GOAL OF THE EXERCISE ▸ Everything in the data should be repeated exactly, save for the images.

━━━━━━━━━━━━━━━━━━━━━━━━━━━━━━

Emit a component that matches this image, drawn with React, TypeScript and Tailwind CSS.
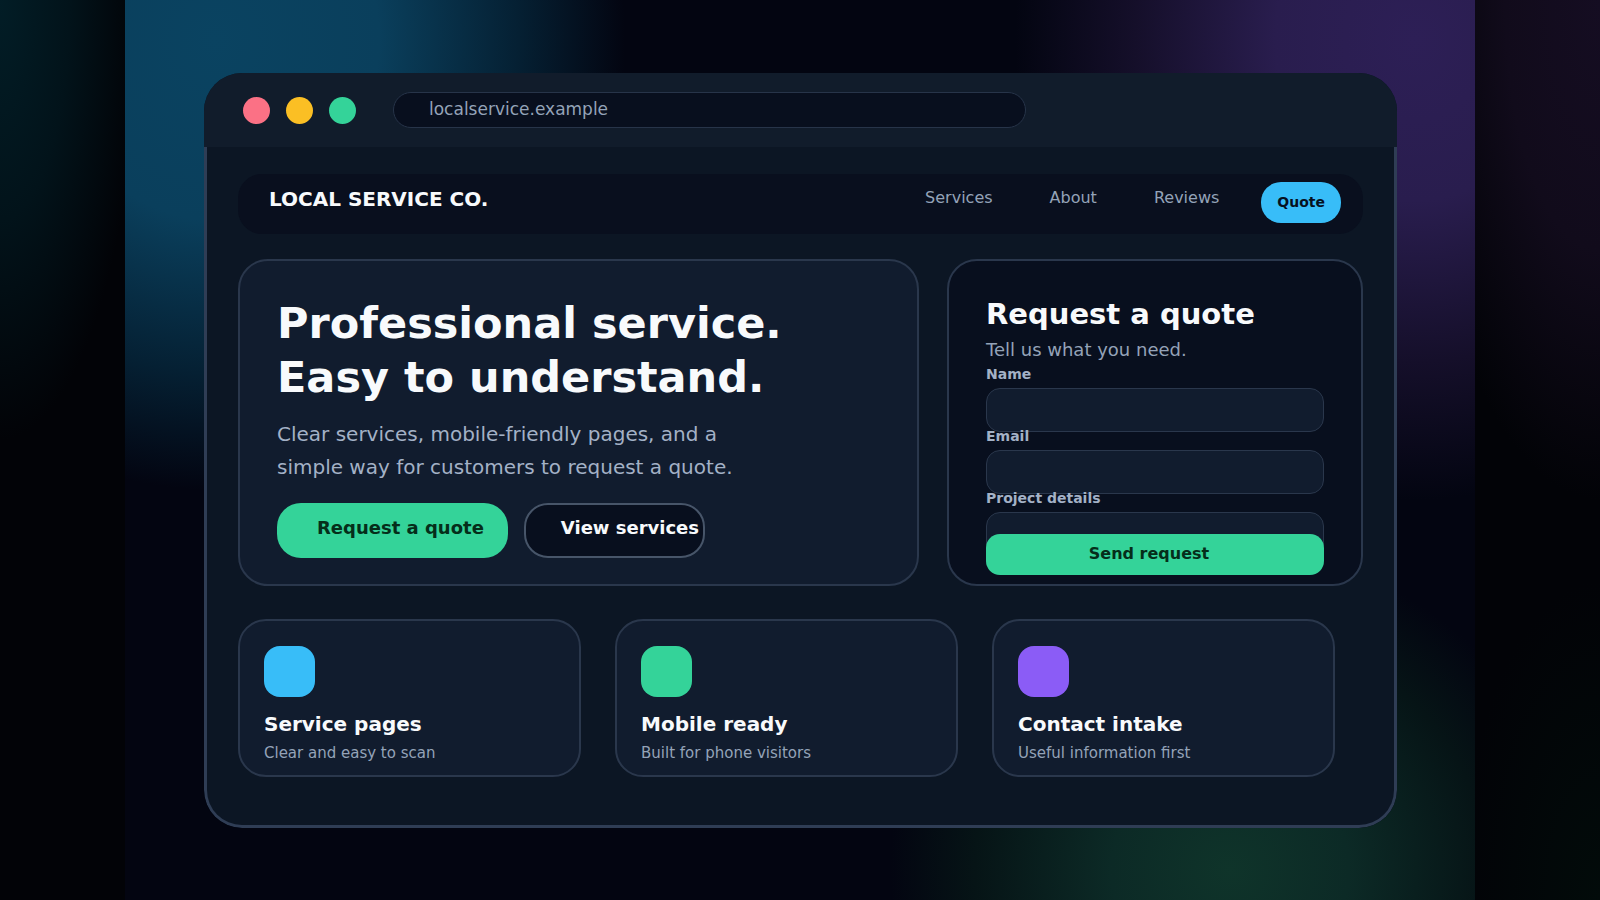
import type { ReactNode } from "react"

const navLinks = ["Services", "About", "Reviews"]

const features = [
  { title: "Service pages", text: "Clear and easy to scan", color: "bg-[#38bdf8]" },
  { title: "Mobile ready", text: "Built for phone visitors", color: "bg-[#34d399]" },
  { title: "Contact intake", text: "Useful information first", color: "bg-[#8b5cf6]" },
]

function TitleBar() {
  return (
    <div className="flex h-[74px] items-center bg-[#111c2b] pr-6 pl-[39px]">
      <div className="flex gap-4">
        <span className="size-[27px] rounded-full bg-[#fb7185]" />
        <span className="size-[27px] rounded-full bg-[#fbbf24]" />
        <span className="size-[27px] rounded-full bg-[#34d399]" />
      </div>
      <div className="ml-[37px] h-9 w-[56%] rounded-full border border-[#273449] bg-[#080f1e] px-[35px] text-[17px] leading-8 text-[#94a3b8]">
        localservice.example
      </div>
    </div>
  )
}

function NavBar() {
  return (
    <header className="flex h-[60px] items-start justify-between rounded-3xl bg-[#090f1e] pt-2 pr-[22px] pl-[31px]">
      <span className="text-xl leading-[34px] font-bold text-[#f8fafc]">LOCAL SERVICE CO.</span>
      <nav className="flex items-start">
        {navLinks.map((link) => (
          <a
            key={link}
            href="#"
            className="mr-[57px] text-base leading-8 text-[#94a3b8] last-of-type:mr-[42px]"
          >
            {link}
          </a>
        ))}
        <button className="h-[41px] rounded-[20px] bg-[#38bdf8] px-4 pb-[2px] text-[14px] leading-5 font-bold text-[#06111f]">
          Quote
        </button>
      </nav>
    </header>
  )
}

function Hero() {
  return (
    <section className="rounded-[30px] border-2 border-[#2a374c] bg-[#111c2e] px-[37px] pt-[35px]">
      <h1 className="text-[43px] leading-[54px] font-bold text-[#f8fafc]">
        Professional service.
        <br />
        Easy to understand.
      </h1>
      <p className="mt-[14px] text-[20px] leading-[33px] text-[#a3b1c6]">
        Clear services, mobile-friendly pages, and a
        <br />
        simple way for customers to request a quote.
      </p>
      <div className="mt-[19px] flex gap-4">
        <button className="h-[55px] rounded-3xl bg-[#34d399] pr-6 pb-[6px] pl-10 text-lg font-bold text-[#052e1a]">
          Request a quote
        </button>
        <button className="h-[55px] rounded-3xl border-2 border-[#475569] bg-[#080f1e] pr-1 pb-[6px] pl-[35px] text-lg font-bold text-[#f8fafc]">
          View services
        </button>
      </div>
    </section>
  )
}

function Field({ id, label, children }: { id: string; label: string; children: ReactNode }) {
  return (
    <div className="-mt-[5px]">
      <label htmlFor={id} className="mb-[5px] block text-[14px] leading-[18px] font-bold text-[#a3b1c6]">
        {label}
      </label>
      {children}
    </div>
  )
}

function QuoteForm() {
  const inputClass =
    "block h-11 w-full resize-none rounded-[14px] border border-[#2a374c] bg-[#111c2e] px-3 text-sm text-[#f8fafc] outline-none"

  return (
    <section className="rounded-[30px] border-2 border-[#2a374c] bg-[#080f1e] px-[37px] pt-[33px] pb-[9px]">
      <h2 className="text-[29px] leading-10 font-bold text-[#f8fafc]">Request a quote</h2>
      <p className="pb-1 text-lg leading-8 text-[#94a3b8]">Tell us what you need.</p>
      <form onSubmit={(e) => e.preventDefault()}>
        <Field id="name" label="Name">
          <input id="name" type="text" className={inputClass} />
        </Field>
        <Field id="email" label="Email">
          <input id="email" type="email" className={inputClass} />
        </Field>
        <Field id="details" label="Project details">
          <textarea id="details" className={inputClass} />
        </Field>
        <button
          type="submit"
          className="relative -mt-[22px] block h-[41px] w-full rounded-[14px] bg-[#34d399] pr-3 pb-[2px] text-base font-bold text-[#052e1a]"
        >
          Send request
        </button>
      </form>
    </section>
  )
}

export default function App() {
  return (
    <div className="flex min-h-screen bg-[#020307] bg-[radial-gradient(ellipse_140px_440px_at_0_0,#021d26,#02131a_50%,transparent),radial-gradient(ellipse_190px_500px_at_100%_0,#150d22,#110b1b_50%,transparent),radial-gradient(ellipse_140px_320px_at_100%_100%,#020b0a,transparent)] font-['DejaVu_Sans',sans-serif]">
      <div className="mx-[125px] flex flex-1 flex-col bg-[#030511] bg-[radial-gradient(ellipse_410px_450px_at_90px_40px,#0a4361_0%,#0a3f5c_40%,#052033_74%,transparent_100%),radial-gradient(ellipse_400px_460px_at_1290px_40px,#2d1f56_0%,#291d4e_35%,#150f2a_70%,transparent_100%),radial-gradient(ellipse_340px_320px_at_1105px_870px,#0f342a_0%,#0c2a26_35%,#061416_75%,transparent_100%)] pt-[73px] pr-[78px] pb-[73px] pl-[79px]">
        <main className="flex-1 overflow-hidden rounded-[38px] bg-[#0c1624]">
          <TitleBar />
          <div className="rounded-b-[38px] border-x-[3px] border-b-[3px] border-[#2f3d55] px-[31px] pt-[27px] pb-12">
            <NavBar />
            <div className="mt-[25px] grid grid-cols-[681fr_416fr] gap-7">
              <Hero />
              <QuoteForm />
            </div>
            <div className="mt-[33px] grid grid-cols-3 gap-[34px] pr-7">
              {features.map((feature) => (
                <article
                  key={feature.title}
                  className="rounded-[28px] border-2 border-[#2a374c] bg-[#111c2e] px-6 pt-[25px] pb-[9px]"
                >
                  <div className={`size-[51px] rounded-2xl ${feature.color}`} />
                  <h3 className="mt-[11px] text-xl leading-8 font-bold text-[#f8fafc]">{feature.title}</h3>
                  <p className="text-[15px] leading-[26px] text-[#94a3b8]">{feature.text}</p>
                </article>
              ))}
            </div>
          </div>
        </main>
      </div>
    </div>
  )
}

━━━━━━━━━━━━━━━━━━━━━━━━━━━━━━

SOLVED PROBLEM ▸
Emit a component that matches this image, drawn with React, TypeScript and Tailwind CSS.
import type { ReactNode } from "react"

const navLinks = ["Services", "About", "Reviews"]

const features = [
  { title: "Service pages", text: "Clear and easy to scan", color: "bg-[#38bdf8]" },
  { title: "Mobile ready", text: "Built for phone visitors", color: "bg-[#34d399]" },
  { title: "Contact intake", text: "Useful information first", color: "bg-[#8b5cf6]" },
]

function TitleBar() {
  return (
    <div className="flex h-[74px] items-center bg-[#111c2b] pr-6 pl-[39px]">
      <div className="flex gap-4">
        <span className="size-[27px] rounded-full bg-[#fb7185]" />
        <span className="size-[27px] rounded-full bg-[#fbbf24]" />
        <span className="size-[27px] rounded-full bg-[#34d399]" />
      </div>
      <div className="ml-[37px] h-9 w-[56%] rounded-full border border-[#273449] bg-[#080f1e] px-[35px] text-[17px] leading-8 text-[#94a3b8]">
        localservice.example
      </div>
    </div>
  )
}

function NavBar() {
  return (
    <header className="flex h-[60px] items-start justify-between rounded-3xl bg-[#090f1e] pt-2 pr-[22px] pl-[31px]">
      <span className="text-xl leading-[34px] font-bold text-[#f8fafc]">LOCAL SERVICE CO.</span>
      <nav className="flex items-start">
        {navLinks.map((link) => (
          <a
            key={link}
            href="#"
            className="mr-[57px] text-base leading-8 text-[#94a3b8] last-of-type:mr-[42px]"
          >
            {link}
          </a>
        ))}
        <button className="h-[41px] rounded-[20px] bg-[#38bdf8] px-4 pb-[2px] text-[14px] leading-5 font-bold text-[#06111f]">
          Quote
        </button>
      </nav>
    </header>
  )
}

function Hero() {
  return (
    <section className="rounded-[30px] border-2 border-[#2a374c] bg-[#111c2e] px-[37px] pt-[35px]">
      <h1 className="text-[43px] leading-[54px] font-bold text-[#f8fafc]">
        Professional service.
        <br />
        Easy to understand.
      </h1>
      <p className="mt-[14px] text-[20px] leading-[33px] text-[#a3b1c6]">
        Clear services, mobile-friendly pages, and a
        <br />
        simple way for customers to request a quote.
      </p>
      <div className="mt-[19px] flex gap-4">
        <button className="h-[55px] rounded-3xl bg-[#34d399] pr-6 pb-[6px] pl-10 text-lg font-bold text-[#052e1a]">
          Request a quote
        </button>
        <button className="h-[55px] rounded-3xl border-2 border-[#475569] bg-[#080f1e] pr-1 pb-[6px] pl-[35px] text-lg font-bold text-[#f8fafc]">
          View services
        </button>
      </div>
    </section>
  )
}

function Field({ id, label, children }: { id: string; label: string; children: ReactNode }) {
  return (
    <div className="-mt-[5px]">
      <label htmlFor={id} className="mb-[5px] block text-[14px] leading-[18px] font-bold text-[#a3b1c6]">
        {label}
      </label>
      {children}
    </div>
  )
}

function QuoteForm() {
  const inputClass =
    "block h-11 w-full resize-none rounded-[14px] border border-[#2a374c] bg-[#111c2e] px-3 text-sm text-[#f8fafc] outline-none"

  return (
    <section className="rounded-[30px] border-2 border-[#2a374c] bg-[#080f1e] px-[37px] pt-[33px] pb-[9px]">
      <h2 className="text-[29px] leading-10 font-bold text-[#f8fafc]">Request a quote</h2>
      <p className="pb-1 text-lg leading-8 text-[#94a3b8]">Tell us what you need.</p>
      <form onSubmit={(e) => e.preventDefault()}>
        <Field id="name" label="Name">
          <input id="name" type="text" className={inputClass} />
        </Field>
        <Field id="email" label="Email">
          <input id="email" type="email" className={inputClass} />
        </Field>
        <Field id="details" label="Project details">
          <textarea id="details" className={inputClass} />
        </Field>
        <button
          type="submit"
          className="relative -mt-[22px] block h-[41px] w-full rounded-[14px] bg-[#34d399] pr-3 pb-[2px] text-base font-bold text-[#052e1a]"
        >
          Send request
        </button>
      </form>
    </section>
  )
}

export default function App() {
  return (
    <div className="flex min-h-screen bg-[#020307] bg-[radial-gradient(ellipse_140px_440px_at_0_0,#021d26,#02131a_50%,transparent),radial-gradient(ellipse_190px_500px_at_100%_0,#150d22,#110b1b_50%,transparent),radial-gradient(ellipse_140px_320px_at_100%_100%,#020b0a,transparent)] font-['DejaVu_Sans',sans-serif]">
      <div className="mx-[125px] flex flex-1 flex-col bg-[#030511] bg-[radial-gradient(ellipse_410px_450px_at_90px_40px,#0a4361_0%,#0a3f5c_40%,#052033_74%,transparent_100%),radial-gradient(ellipse_400px_460px_at_1290px_40px,#2d1f56_0%,#291d4e_35%,#150f2a_70%,transparent_100%),radial-gradient(ellipse_340px_320px_at_1105px_870px,#0f342a_0%,#0c2a26_35%,#061416_75%,transparent_100%)] pt-[73px] pr-[78px] pb-[73px] pl-[79px]">
        <main className="flex-1 overflow-hidden rounded-[38px] bg-[#0c1624]">
          <TitleBar />
          <div className="rounded-b-[38px] border-x-[3px] border-b-[3px] border-[#2f3d55] px-[31px] pt-[27px] pb-12">
            <NavBar />
            <div className="mt-[25px] grid grid-cols-[681fr_416fr] gap-7">
              <Hero />
              <QuoteForm />
            </div>
            <div className="mt-[33px] grid grid-cols-3 gap-[34px] pr-7">
              {features.map((feature) => (
                <article
                  key={feature.title}
                  className="rounded-[28px] border-2 border-[#2a374c] bg-[#111c2e] px-6 pt-[25px] pb-[9px]"
                >
                  <div className={`size-[51px] rounded-2xl ${feature.color}`} />
                  <h3 className="mt-[11px] text-xl leading-8 font-bold text-[#f8fafc]">{feature.title}</h3>
                  <p className="text-[15px] leading-[26px] text-[#94a3b8]">{feature.text}</p>
                </article>
              ))}
            </div>
          </div>
        </main>
      </div>
    </div>
  )
}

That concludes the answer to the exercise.